Daniela Lalita enters the world of TAC TAC through playful misuse, built-in Ableton tools, and a production process shaped more like a rule-free playground than a clean studio session.
Featuring Vienna-based electronic artist Mietze Conte, the single follows Tiroteo and pushes Daniela’s production language into a darker, more tactile space. Pulsing electronics, stacked percussion, textured synths, and blunt vocal phrasing turn the track into what she calls “microscopic music”: detailed, physical, and slightly dangerous.
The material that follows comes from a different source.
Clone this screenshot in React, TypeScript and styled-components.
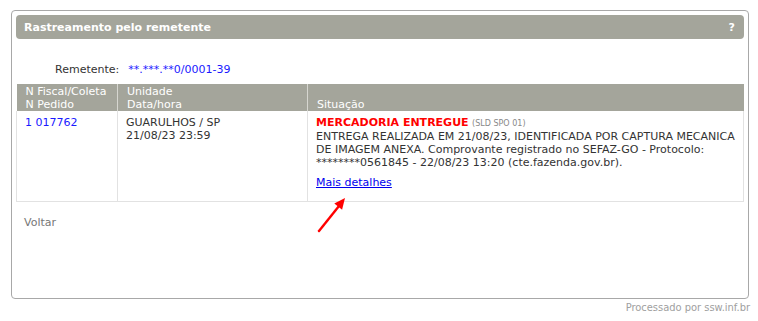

The Peruvian singer-songwriter and producer explains:
TAC TAC is a form of innocent rebellion and the song the EP is named after. Through the extreme playfulness and forced ignorance/naivety of the process Mietze Conte and I applied while producing and recording the song, I found the way in which I wanted to create most of the sounds used in this EP and in the upcoming album. We would only use Ableton built-in plugins and playfully add, stack, and misuse them in a way that mimicked a playground with no rules or limitations aside from chasing what sounded and felt right. This approach then informed the way I would relate to the music production and sound design of the next songs I’d make for the next two years, acting like a kind of manifesto that was always considered by me and my other collaborators. The lyrics are cheeky and devilish as I was contemplating the notion that the way I’d envision the devil would be like a playful, selfish kid with too many responsibilities and not enough empathy, picking at situations and relationships to see their reactions. It worried me to notice that I’d see the same kind of apathy in nature.

Born and raised in Lima, Daniela moves between sound, visual art, couture, and electronic production. After studying piano as a child, she later attended design school and completed a graduate music technology programme at NYU, where she studied under Morton Subotnick.
Since her 2022 debut EP Trececerotres, Daniela has built a self-contained world shaped by ritual, memory, layered vocals, raw production, and immersive visual language. With TAC TAC, she tightens that world into a manifesto for play, misuse, instinct, and controlled chaos.